Start Material to process
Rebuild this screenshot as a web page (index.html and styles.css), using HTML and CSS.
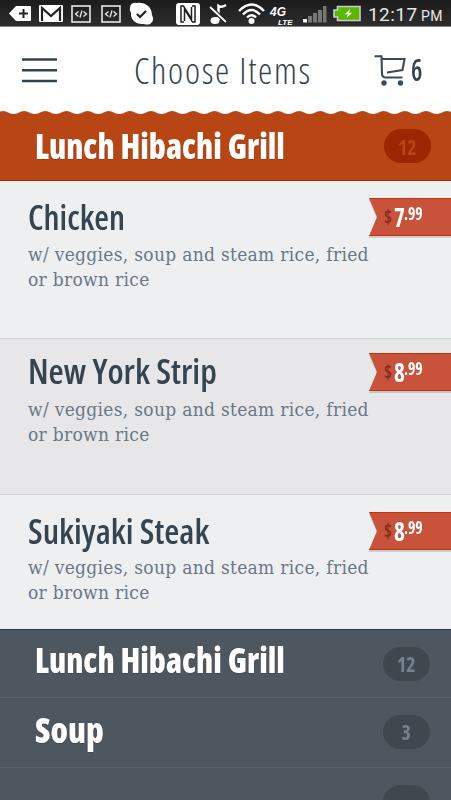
FILE: index.html
```
<!DOCTYPE html>
<html lang="en">
<head>
    <meta charset="UTF-8">
    <meta name="viewport" content="width=device-width, initial-scale=1.0">
    <title>Choose Items</title>
    <link rel="stylesheet" href="styles.css">
</head>
<body>
    <div class="status-bar">
        <svg class="status-icons" width="360" height="26" viewBox="0 0 360 26">
            <!-- back tag -->
            <path d="M9 13.5 L16 6 H30 Q31 6 31 7 V20 Q31 21 30 21 H16 Z" fill="#fff"/>
            <path d="M23.5 9 V18 M19 13.5 H28" stroke="#222" stroke-width="2"/>
            <!-- mail -->
            <rect x="39" y="5" width="24" height="17" rx="1" fill="#fff"/>
            <path d="M42 21 V8 L51 16 L60 8 V21" fill="none" stroke="#222" stroke-width="2.2"/>
            <!-- code -->
            <g fill="none" stroke="#e8e8e8" stroke-width="1.6">
                <rect x="72" y="6" width="18" height="16"/>
                <rect x="102" y="6" width="18" height="16"/>
                <path d="M78.500 11.500 L75.500 14 L78.500 16.500 M83.500 11.500 L86.500 14 L83.500 16.500 M82 10.500 L80 17.500" stroke-width="1.3"/>
                <path d="M108.500 11.500 L105.500 14 L108.500 16.500 M113.500 11.500 L116.500 14 L113.500 16.500 M112 10.500 L110 17.500" stroke-width="1.3"/>
            </g>
            <!-- check -->
            <path d="M130 7 Q131 2 137 3 C145 2 152 7 152 15 Q155 21 150 24 Q147 25 144 24 C136 25 130 19 131 13 Q129 10 130 7 Z" fill="#fff"/>
            <path d="M137 14 L140 17 L146 11" fill="none" stroke="#222" stroke-width="2.2"/>
            <!-- nfc -->
            <rect x="176" y="3" width="24" height="22" rx="3" fill="#fff"/>
            <path d="M184 22 H181 V6 H183.500 L191.500 19 V7 M192 6 H195 V22 H192.500 L184.500 9 V21" fill="none" stroke="#222" stroke-width="1.500"/>
            <!-- muted note -->
            <ellipse cx="215" cy="20.500" rx="4.500" ry="3.500" fill="#fff"/>
            <path d="M218.500 20 V6 Q221 8 226 5" fill="none" stroke="#fff" stroke-width="2.500"/>
            <path d="M210 7 L226 22" stroke="#222" stroke-width="4"/>
            <path d="M210 7 L226 22" stroke="#fff" stroke-width="1.800"/>
            <!-- wifi -->
            <g fill="none" stroke="#fff" stroke-width="2.400">
                <path d="M239 11 Q251.500 -2 264 11"/>
                <path d="M243 14.500 Q251.500 5.500 260 14.500"/>
                <path d="M247 17.500 Q251.500 13 256 17.500"/>
            </g>
            <circle cx="251.500" cy="21" r="3" fill="#fff"/>
            <text class="net" x="270" y="15.500">4G</text>
            <text class="lte" x="278" y="25">LTE</text>
            <!-- signal -->
            <rect x="303" y="19" width="4" height="3.500" fill="#fff"/>
            <path d="M308 16 h4 v6.500 h-4z M313 13 h4 v9.500 h-4z M318 10 h4 v12.500 h-4z M323 6 h3.500 v16.500 h-3.500z" fill="#777"/>
            <!-- battery -->
            <path d="M337.500 6.500 H360 V20.500 H337.500 V17 H334 V10 H337.500 Z" fill="#58b800" stroke="#ccc" stroke-width="1.600"/>
            <path d="M350 9 L344.500 14.500 L348 14 L346.500 18 L352.500 12.500 L349 13 Z" fill="#fff"/>
        </svg>
        <span class="clock">12:17 <small>PM</small></span>
    </div>

    <header class="header">
        <svg class="menu-icon" width="35" height="25" viewBox="0 0 35 25">
            <path d="M0 1.500 H35 M0 12.200 H35 M0 23 H35" stroke="#33434f" stroke-width="2.500"/>
        </svg>
        <h1 class="title"><span class="t t-title">Choose Items</span></h1>
        <div class="cart">
            <svg width="32" height="32" viewBox="0 0 32 32">
                <path d="M0.500 2.200 H7.500 L8 20 Q8.200 23.500 11.500 23.500 H28.500 M8 5 H30.500 L28.500 16 L13 18.500" fill="none" stroke="#3d4b57" stroke-width="2.100"/>
                <circle cx="10" cy="29" r="2.700" fill="#3d4b57"/>
                <circle cx="26.500" cy="29" r="2.700" fill="#3d4b57"/>
            </svg>
            <span class="t t-cart">6</span>
        </div>
    </header>

    <section class="category open">
        <svg class="scallop" width="451" height="6">
            <defs>
                <pattern id="wave" x="3" width="21.150" height="6" patternUnits="userSpaceOnUse">
                    <path d="M0 1 C4.500 1 5.500 4 10.600 4 C15.700 4 16.600 1 21.150 1 V-1 H0 Z" fill="#fff"/>
                </pattern>
            </defs>
            <rect width="451" height="6" fill="url(#wave)"/>
        </svg>
        <h2 class="category-name"><span class="t t-cat">Lunch Hibachi Grill</span></h2>
        <span class="badge"><span class="t t-badge">12</span></span>
    </section>

    <article class="item">
        <h3 class="item-name"><span class="t t-chicken">Chicken</span></h3>
        <p class="desc">w/ veggies, soup and steam rice, fried<br>or brown rice</p>
        <div class="price"><span class="ribbon"><span class="t t-dollar">$</span><span class="t t-whole">7</span><span class="t t-cents">.99</span></span></div>
    </article>

    <article class="item second">
        <h3 class="item-name"><span class="t t-strip">New York Strip</span></h3>
        <p class="desc">w/ veggies, soup and steam rice, fried<br>or brown rice</p>
        <div class="price"><span class="ribbon"><span class="t t-dollar">$</span><span class="t t-whole">8</span><span class="t t-cents">.99</span></span></div>
    </article>

    <article class="item third">
        <h3 class="item-name"><span class="t t-steak">Sukiyaki Steak</span></h3>
        <p class="desc">w/ veggies, soup and steam rice, fried<br>or brown rice</p>
        <div class="price"><span class="ribbon"><span class="t t-dollar">$</span><span class="t t-whole">8</span><span class="t t-cents">.99</span></span></div>
    </article>

    <section class="category first-closed">
        <h2 class="category-name"><span class="t t-cat">Lunch Hibachi Grill</span></h2>
        <span class="badge"><span class="t t-badge">12</span></span>
    </section>
    <section class="category soup">
        <h2 class="category-name"><span class="t t-soup">Soup</span></h2>
        <span class="badge"><span class="t t-badge">3</span></span>
    </section>
    <section class="category last">
        <span class="badge"></span>
    </section>
</body>
</html>
```
FILE: styles.css
```
* {
    box-sizing: border-box;
}
body {
    margin: 0;
    height: 800px;
    overflow: hidden;
    background-color: #4e565f;
    font-family: "Open Sans", sans-serif;
    color: #36444f;
}
h1, h2, h3, p {
    margin: 0;
    font-weight: normal;
}
/* condensed lettering */
.t {
    display: inline-block;
    white-space: nowrap;
    transform-origin: 0 50%;
    font-stretch: 75%;
}
.t-cat {
    transform: scaleX(0.93);
}
.t-soup {
    transform: scaleX(0.97);
}
.t-chicken {
    transform: scaleX(0.99);
}
.t-strip {
    transform: scaleX(1.025);
}
.t-steak {
    transform: scaleX(1.015);
}
.status-bar {
    height: 27px;
    background: linear-gradient(#1c1c1c, #2d2d2d);
    border-bottom: 1px solid #858585;
    display: flex;
    justify-content: space-between;
    padding-right: 8px;
}
.status-icons {
    overflow: visible;
}
.net, .lte {
    font-family: "Liberation Sans", sans-serif;
    font-weight: bold;
    font-style: italic;
    fill: #fff;
}
.net {
    font-size: 12px;
}
.lte {
    font-size: 8px;
}
.clock {
    font-family: Roboto, sans-serif;
    font-size: 19px;
    line-height: 29px;
    letter-spacing: 0.5px;
    color: #e8e8e8;
    white-space: nowrap;
}
.clock small {
    font-size: 14px;
    margin-left: -2px;
}
.header {
    height: 83px;
    background-color: #fff;
    display: grid;
    grid-template-columns: 112px 240px 1fr;
    padding-left: 22px;
}
.menu-icon {
    margin-top: 31px;
}
.title {
    font-size: 36px;
    line-height: 87px;
    font-weight: 350;
    letter-spacing: 1.7px;
}
.cart {
    display: flex;
    gap: 5px;
    padding-top: 27px;
}
.t-cart {
    font-size: 31px;
    line-height: 31px;
    font-weight: 600;
    transform: scaleX(0.82);
}
.category {
    height: 70px;
    display: flex;
    justify-content: space-between;
    border-bottom: 1px solid #59616b;
    padding: 0 21px 0 35px;
}
.open {
    position: relative;
    height: 71px;
    padding-right: 20px;
    background-color: #b84615;
    border-bottom-color: #b32406;
}
.scallop {
    position: absolute;
    top: 0;
    left: 0;
}
.category-name {
    font-size: 35px;
    line-height: 72px;
    font-weight: 800;
    color: #fff;
    text-shadow: 0 1px 1px rgba(35, 25, 25, 0.2);
}
.badge {
    width: 47px;
    height: 34px;
    margin-top: 17px;
    border-radius: 17px;
    background-color: #40484f;
    color: #758290;
    font-size: 22px;
    font-weight: 700;
    line-height: 32px;
    text-align: center;
}
.t-badge {
    transform-origin: 50% 50%;
    transform: scaleX(0.9);
}
.open .badge {
    margin-top: 19px;
    line-height: 34px;
    background-color: #9b2700;
    color: #b84615;
}
.first-closed {
    height: 69px;
    border-top: 1px solid #283846;
}
.first-closed .category-name {
    line-height: 60px;
}
.soup .category-name {
    line-height: 64px;
}
.last {
    justify-content: flex-end;
}
.item {
    height: 158px;
    display: grid;
    grid-template-columns: 340px 83px;
    grid-template-rows: 62px auto;
    padding-left: 28px;
    background-color: #eeeff1;
    border-bottom: 1px solid #d0d2d4;
}
.item-name {
    font-size: 34px;
    line-height: 72px;
    font-weight: 560;
}
.desc {
    grid-row: 2;
    margin-top: -1px;
    font-family: "DejaVu Serif Condensed", "DejaVu Serif", serif;
    font-size: 19px;
    line-height: 25px;
    letter-spacing: 0.3px;
    color: #697786;
    white-space: nowrap;
}
.second {
    height: 156px;
    background-color: #e7e7e9;
}
.second .item-name {
    line-height: 64px;
}
.second .desc {
    margin-top: -4px;
}
.third {
    height: 134px;
    border-bottom: 0;
}
.third .item-name {
    line-height: 72px;
}
.third .desc {
    margin-top: -2px;
}
.price {
    grid-column: 2;
    grid-row: 1;
    padding-top: 17px;
    filter: drop-shadow(0 2px 0 rgba(60, 70, 80, 0.2));
}
.second .price {
    padding-top: 14px;
}
.ribbon {
    display: flex;
    height: 38px;
    margin-left: 1px;
    padding-left: 15px;
    color: #fff;
    background-color: #c9523a;
    border-top: 1px solid #c43308;
    border-bottom: 1px solid #c43308;
    clip-path: polygon(0 0, 100% 0, 100% 100%, 0 100%, 8px 50%);
    font-weight: 700;
}
.t-dollar {
    width: 10px;
    font-size: 19px;
    line-height: 37px;
    color: #84301f;
    transform: scaleX(0.9);
}
.t-whole {
    width: 10px;
    font-size: 27px;
    line-height: 36px;
    transform: scaleX(0.86);
}
.t-cents {
    font-size: 18px;
    line-height: 29px;
    transform: scaleX(0.87);
}
```
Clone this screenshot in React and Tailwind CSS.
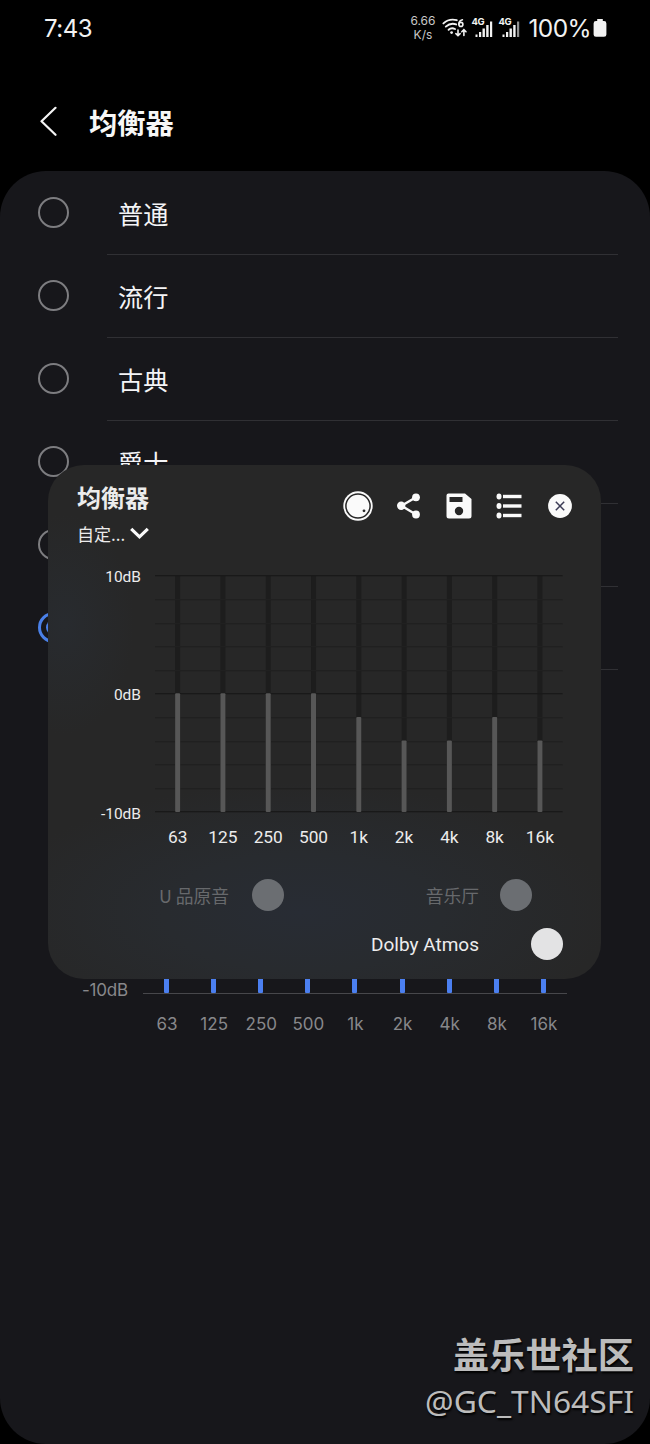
import React from "react";

const BANDS = [
  { label: "63", gain: 0 },
  { label: "125", gain: 0 },
  { label: "250", gain: 0 },
  { label: "500", gain: 0 },
  { label: "1k", gain: -2 },
  { label: "2k", gain: -4 },
  { label: "4k", gain: -4 },
  { label: "8k", gain: -2 },
  { label: "16k", gain: -4 },
];

const PRESETS = [
  { id: 1, label: "普通" },
  { id: 2, label: "流行" },
  { id: 3, label: "古典" },
  { id: 4, label: "爵士" },
  { id: 5, label: "" },
  { id: 6, label: "", selected: true },
];

function WifiIcon() {
  return (
    <svg className="h-[22px] w-[26px] shrink-0" viewBox="0 0 26 22" fill="none" stroke="#f2f2f2" strokeWidth="1.9" strokeLinecap="round">
      <path d="M1.400 6.400C5 3.100 10 2 14.800 3.200" />
      <path d="M3.800 9.600C6.800 7 10.600 6.200 14.200 7.400" />
      <path d="M6.600 12.800C8.200 11.300 10.800 10.900 13 12" />
      <circle cx="9.600" cy="15.600" r="1.400" fill="#f2f2f2" stroke="none" />
      <path d="M20.400 2.800C18 3.400 16.900 5 16.900 7.200" strokeWidth="1.600" />
      <circle cx="18.900" cy="7.400" r="2" strokeWidth="1.600" />
      <path d="M16 13v5.400M13.900 16.600l2.100 2.100 2.100-2.100M21.900 18.400V13M19.800 14.800l2.100-2.100 2.100 2.100" strokeWidth="1.600" />
    </svg>
  );
}

function Signal({ dim }) {
  return (
    <div className="relative h-[22px] w-[24px] shrink-0">
      <span className="absolute left-0 top-0 font-['Inter'] text-[9.5px] font-bold leading-[10px] tracking-[-0.5px] text-[#f2f2f2]">4G</span>
      <svg className="absolute bottom-[1px] left-[4px] h-[18px] w-[20px]" viewBox="0 0 20 18" fill="#f2f2f2">
        <rect x="0.500" y="14.5" width="2" height="2.5" />
        <rect x="4" y="12" width="2.200" height="5" />
        <rect x="7.500" y="8.5" width="2.400" height="8.5" />
        <rect x="11.200" y="5" width="2.400" height="12" />
        <rect x="15" y="1.5" width="2.200" height="15.5" opacity={dim ? 0.6 : 1} />
      </svg>
    </div>
  );
}

function StatusBar() {
  return (
    <div className="flex h-[56px] items-center pl-[44px] pr-[43px] font-['Inter'] text-[#f2f2f2]">
      <span className="mt-[1px] text-[24px] leading-none tracking-[-0.45px]">7:43</span>
      <div className="ml-auto flex items-center">
        <div className="mr-[6px] w-[27px] text-center text-[12px] leading-[14px] text-[#c8c8c8]">
          <div>6.66</div>
          <div>K/s</div>
        </div>
        <WifiIcon />
        <div className="ml-[3px] flex gap-[3px]">
          <Signal />
          <Signal dim />
        </div>
        <span className="ml-[6px] text-[24.5px] leading-none tracking-[-0.6px]">100%</span>
        <svg className="ml-[2px] h-[20px] w-[14px]" viewBox="0 0 14 20" fill="#f2f2f2">
          <path d="M4.2 1h5.6v2H11a2.4 2.4 0 0 1 2.4 2.4v11A2.4 2.4 0 0 1 11 18.800H3A2.4 2.4 0 0 1 .6 16.400v-11A2.400 2.400 0 0 1 3 3h1.200z" />
        </svg>
      </div>
    </div>
  );
}

function TopBar() {
  return (
    <div className="flex h-[115px] items-center pl-[39px]">
      <svg className="mt-[15px] h-[30px] w-[20px]" viewBox="0 0 20 30" fill="none" stroke="#f4f4f4" strokeWidth="2.200" strokeLinecap="round" strokeLinejoin="round">
        <path d="M16.500 1.800 2.500 15.300l14 13.500" />
      </svg>
      <h1 className="ml-[30px] mt-[17px] text-[28.3px] font-bold leading-[36px] text-[#f7f7f7]">均衡器</h1>
    </div>
  );
}

function PresetRow({ label, selected }) {
  return (
    <div className="relative flex h-[83px] items-center pl-[38px]">
      {selected ? (
        <span className="flex h-[31px] w-[31px] items-center justify-center rounded-full border-[3px] border-[#4a80e8]">
          <span className="h-[15px] w-[15px] rounded-full bg-[#4a80e8]" />
        </span>
      ) : (
        <span className="h-[31px] w-[31px] rounded-full border-2 border-[#7d7d80]" />
      )}
      <span className="ml-[49px] mt-[1px] text-[25.200px] leading-[36px] text-[#f4f4f6]">{label}</span>
      <span className="absolute bottom-[-1px] left-[107px] right-[32px] h-px bg-[#303034]" />
    </div>
  );
}

function BackgroundEqualizer() {
  return (
    <div className="mt-[304px]">
      <div className="flex">
        <div className="w-[128px] pt-[6px] text-right font-['Inter'] text-[17px] leading-[22px] tracking-[-0.2px] text-[#88888b]">-10dB</div>
        <div className="ml-[15px] grid h-[21px] w-[424px] grid-cols-9 border-b border-[#47474b]">
          {BANDS.map((b) => (
            <div key={b.label} className="flex justify-center">
              <span className="h-[20px] w-[5px] rounded-b-[1px] bg-[#4b7ff0]" />
            </div>
          ))}
        </div>
      </div>
      <div className="ml-[143.500px] mt-[12px] grid w-[424px] grid-cols-9 text-center font-['Inter'] text-[17px] leading-[22px] text-[#88888b]">
        {BANDS.map((b) => (
          <span key={b.label}>{b.label}</span>
        ))}
      </div>
    </div>
  );
}

function DialIcon() {
  return (
    <svg className="h-[32px] w-[32px]" viewBox="0 0 32 32">
      <circle cx="16" cy="16" r="14.700" fill="#fafafa" />
      <circle cx="16" cy="16" r="12.100" fill="none" stroke="#262626" strokeWidth="1.500" />
      <circle cx="22" cy="20.800" r="1.400" fill="#262626" />
    </svg>
  );
}

function ShareIcon() {
  return (
    <svg className="ml-[1px] h-[26px] w-[26px]" viewBox="0 0 26 26" fill="#fafafa" stroke="#fafafa">
      <path d="M20 4.300 5.500 12.800 20 21.500" fill="none" strokeWidth="2.400" />
      <circle cx="20" cy="4.300" r="3.900" stroke="none" />
      <circle cx="5.200" cy="12.800" r="4.200" stroke="none" />
      <circle cx="20" cy="21.500" r="3.900" stroke="none" />
    </svg>
  );
}

function SaveIcon() {
  return (
    <svg className="h-[26px] w-[26px]" viewBox="0 0 26 26">
      <path fill="#fafafa" fillRule="evenodd" d="M2.500.500H19L25.500 6v17a2.500 2.500 0 0 1-2.500 2.500H3A2.500 2.500 0 0 1 .500 23V2.500a2 2 0 0 1 2-2zM3.500 4v5h13V4zM13 13.800a4.200 4.200 0 1 0 0 8.400 4.200 4.200 0 0 0 0-8.400z" />
    </svg>
  );
}

function ListIcon() {
  return (
    <svg className="h-[26px] w-[26px]" viewBox="0 0 26 26" fill="#fafafa">
      {[3.500, 13, 22.500].map((y) => (
        <g key={y}>
          <ellipse cx="3" cy={y} rx="2.500" ry="3" />
          <rect x="7" y={y - 1.700} width="18.500" height="3.400" />
        </g>
      ))}
    </svg>
  );
}

function CloseIcon() {
  return (
    <svg className="h-[24px] w-[24px]" viewBox="0 0 24 24">
      <circle cx="12" cy="12" r="11.900" fill="#fafafa" />
      <path d="m7.800 7.800 8.400 8.400m0-8.400-8.400 8.400" stroke="#3b3b55" strokeWidth="1.500" />
    </svg>
  );
}

const TOOLS = [DialIcon, ShareIcon, SaveIcon, ListIcon, CloseIcon];

function Chart() {
  const step = 407.6 / 9;
  return (
    <svg className="h-[240px] w-[408px]" viewBox="0 0 408 240">
      {BANDS.map((b, i) => {
        const x = step * (i + 0.5) - 2.5;
        return <rect key={b.label} x={x} y="1" width="5" height="236" fill="#1d1d1d" />;
      })}
      {Array.from({ length: 11 }, (_, i) => (
        <rect key={i} x="0" y={Math.round(0.400 + i * 23.600)} width="407.600" height="1.300" fill={i % 5 === 0 ? "#191919" : "#202020"} />
      ))}
      {BANDS.map((b, i) => {
        const x = step * (i + 0.5) - 2.5;
        const y = 118.300 - b.gain * 11.800;
        return <rect key={b.label} x={x} y={y} width="5" height={237 - y} rx="1" fill="#575757" />;
      })}
    </svg>
  );
}

function Dialog() {
  return (
    <div className="absolute left-[48px] top-[465px] h-[513.500px] w-[553px] overflow-hidden rounded-[36px] bg-[#272727] bg-[radial-gradient(ellipse_310px_130px_at_46%_87%,#282c34_0%,#282b2f_45%,transparent_100%),radial-gradient(ellipse_70px_110px_at_3%_31%,#282b2f_0%,transparent_100%)] text-[#ececec]">
      <div className="flex h-[110px] justify-between pl-[29px] pr-[16px]">
        <div className="pt-[16px]">
          <h2 className="text-[24px] font-bold leading-[32px]">均衡器</h2>
          <div className="mt-[9px] flex items-center text-[17px] leading-[24px]">
            <span>自定...</span>
            <svg className="ml-[5px] mt-[-2px] h-[13px] w-[19px]" viewBox="0 0 19 13" fill="none" stroke="#fafafa" strokeWidth="3.200">
              <path d="m1.200 1.800 8.300 8 8.300-8" />
            </svg>
          </div>
        </div>
        <div className="flex h-[81px] items-center">
          {TOOLS.map((Icon, i) => (
            <span key={i} className="flex w-[50.500px] justify-center">
              <Icon />
            </span>
          ))}
        </div>
      </div>

      <div className="flex h-[240px]">
        <div className="flex w-[93px] flex-col text-right font-['Roboto'] text-[15.500px] leading-[20px]">
          <span className="mt-[-8px]">10dB</span>
          <span className="mt-[98px]">0dB</span>
          <span className="mt-[98.500px]">-10dB</span>
        </div>
        <div className="ml-[14px]">
          <Chart />
        </div>
      </div>
      <div className="ml-[107px] mt-[10px] grid w-[407.600px] grid-cols-9 text-center font-['Roboto'] text-[17.300px] leading-[24px]">
        {BANDS.map((b) => (
          <span key={b.label}>{b.label}</span>
        ))}
      </div>

      <div className="mt-[29px] flex h-[34px] items-center pl-[111px] pr-[69px] text-[17.800px] leading-[24px] text-[#67696c]">
        <span className="w-[93px] whitespace-nowrap">U 品原音</span>
        <span className="h-[32px] w-[32px] rounded-full bg-[#6b6e72]" />
        <span className="ml-auto mr-[21px]">音乐厅</span>
        <span className="h-[32px] w-[32px] rounded-full bg-[#6b6e72]" />
      </div>
      <div className="mt-[15px] flex h-[34px] items-center justify-end pr-[38px]">
        <span className="mt-[2px] font-['Roboto'] text-[19px] leading-[24px] text-[#ededed]">Dolby Atmos</span>
        <span className="ml-[52px] h-[32px] w-[32px] rounded-full bg-[#e3e3e4]" />
      </div>
    </div>
  );
}

export default function App() {
  return (
    <div className="relative h-[1444px] w-[650px] overflow-hidden bg-black font-['Noto_Sans_CJK_SC',sans-serif]">
      <StatusBar />
      <TopBar />
      <main className="h-[1273px] rounded-[46px] bg-[#17171b]">
        {PRESETS.map((p) => (
          <PresetRow key={p.id} label={p.label} selected={p.selected} />
        ))}
        <BackgroundEqualizer />
      </main>
      <Dialog />
      <div className="absolute bottom-[21px] right-[16px] text-right text-[#bcbcbc] [text-shadow:1px_2px_2px_#000]">
        <div className="text-[36.200px] font-bold leading-[52px]">盖乐世社区</div>
        <div className="font-['Noto_Sans'] text-[31.800px] leading-[44px]">@GC_TN64SFI</div>
      </div>
    </div>
  );
}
End Material to process
Work required>
Lines containing the word "React" must all be returned from the material above.

Solution for this problem>
Clone this screenshot in React and Tailwind CSS.
import React from "react";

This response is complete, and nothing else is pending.